The next priority is process discipline. Time capture, project budgeting, staffing requests, change orders, and billing approvals must follow consistent workflows. Business intelligence cannot compensate for weak operational execution. If timesheets are late, project plans are outdated, or change requests are handled informally, profitability reporting will be distorted regardless of the reporting tool.
Finally, firms should phase delivery by decision value. Start with executive visibility into backlog, utilization, and project margin. Then extend into predictive capacity planning, account profitability, and AI-driven exception management. This sequencing delivers measurable business value early while creating a foundation for more advanced analytics. It also reduces change fatigue by aligning reporting improvements with actual management decisions.
The business case for ERP BI in professional services
The ROI case is typically strongest in four areas: improved billable utilization, reduced margin leakage, faster billing cycles, and better hiring accuracy. Even a modest increase in productive utilization can materially improve operating margin in labor-based businesses. Likewise, reducing write-offs, accelerating invoice issuance, and avoiding unnecessary subcontractor spend can generate rapid payback.
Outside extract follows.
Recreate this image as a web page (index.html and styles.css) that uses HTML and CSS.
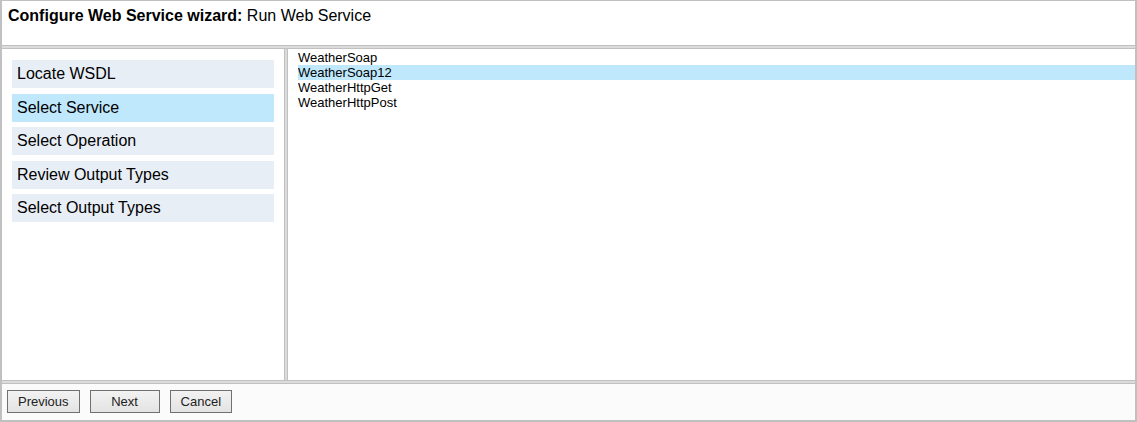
FILE: index.html
```html
<!DOCTYPE html>
<html>
<head>
<meta charset="utf-8">
<title>Configure Web Service wizard</title>
<link rel="stylesheet" href="styles.css">
</head>
<body>
<div class="frame">
  <div class="header"><b>Configure Web Service wizard:</b> Run Web Service</div>
  <div class="main">
    <div class="steps">
      <div class="step">Locate WSDL</div>
      <div class="step active">Select Service</div>
      <div class="step">Select Operation</div>
      <div class="step">Review Output Types</div>
      <div class="step">Select Output Types</div>
    </div>
    <div class="content">
      <ul class="list">
        <li>WeatherSoap</li>
        <li class="selected">WeatherSoap12</li>
        <li>WeatherHttpGet</li>
        <li>WeatherHttpPost</li>
      </ul>
    </div>
  </div>
  <div class="footer">
    <button class="btn">Previous</button>
    <button class="btn btn-wide">Next</button>
    <button class="btn">Cancel</button>
  </div>
</div>
</body>
</html>
```
FILE: styles.css
```css
html, body {
  margin: 0;
  padding: 0;
  background: #ffffff;
}
body {
  font-family: "Liberation Sans", Arial, sans-serif;
  color: #000;
}
.frame {
  box-sizing: border-box;
  width: 1137px;
  height: 422px;
  border: 2px solid #c0c0c0;
  border-top-width: 1px;
  background: #dcdcdc;
  display: flex;
  flex-direction: column;
}
.header {
  height: 44px;
  box-sizing: content-box;
  background: #fff;
  border-bottom: 1px solid #c0c0c0;
  margin-bottom: 2px;
  padding: 0 6px;
  font-size: 16px;
  line-height: 18px;
  padding-top: 6px;
  height: 38px;
}
.main {
  flex: 1;
  display: flex;
  border-top: 1px solid #c0c0c0;
  border-bottom: 1px solid #c0c0c0;
  min-height: 0;
}
.steps {
  width: 262px;
  background: #fff;
  border-right: 1px solid #c0c0c0;
  padding: 11px 10px 0 10px;
  display: flex;
  flex-direction: column;
  gap: 5.5px;
}
.step {
  height: 28px;
  line-height: 28px;
  padding-left: 5px;
  background: #e8eef6;
  font-size: 16px;
}
.step.active {
  background: #bfe8fd;
}
.content {
  flex: 1;
  margin-left: 2px;
  border-left: 1px solid #c0c0c0;
  background: #fff;
  padding-top: 1px;
}
.list {
  list-style: none;
  margin: 0 0 0 10px;
  padding: 0;
  font-size: 13px;
  line-height: 15px;
}
.list li {
  height: 15px;
}
.list li.selected {
  background: #bfe8fd;
}
.footer {
  height: 36px;
  margin-top: 2px;
  border-top: 1px solid #c0c0c0;
  background: #fbfbfb;
  display: flex;
  align-items: flex-start;
  gap: 10px;
  padding: 6px 5px 0 5px;
  box-sizing: border-box;
  height: 37px;
}
.btn {
  height: 23px;
  padding: 0 10px;
  border: 1px solid #707070;
  border-radius: 0;
  background: linear-gradient(#f2f2f2, #e3e3e3);
  font-family: "Liberation Sans", Arial, sans-serif;
  font-size: 13px;
  color: #222;
  margin: 0;
}
.btn-wide {
  min-width: 70px;
}
```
The strategic value is broader than cost savings. ERP business intelligence gives leadership a more reliable basis for portfolio decisions, pricing strategy, practice expansion, and acquisition integration. It helps firms understand which services scale profitably, which clients consume disproportionate delivery effort, and where automation can improve contribution margin. In a market where talent is expensive and client expectations are rising, that level of visibility is no longer optional.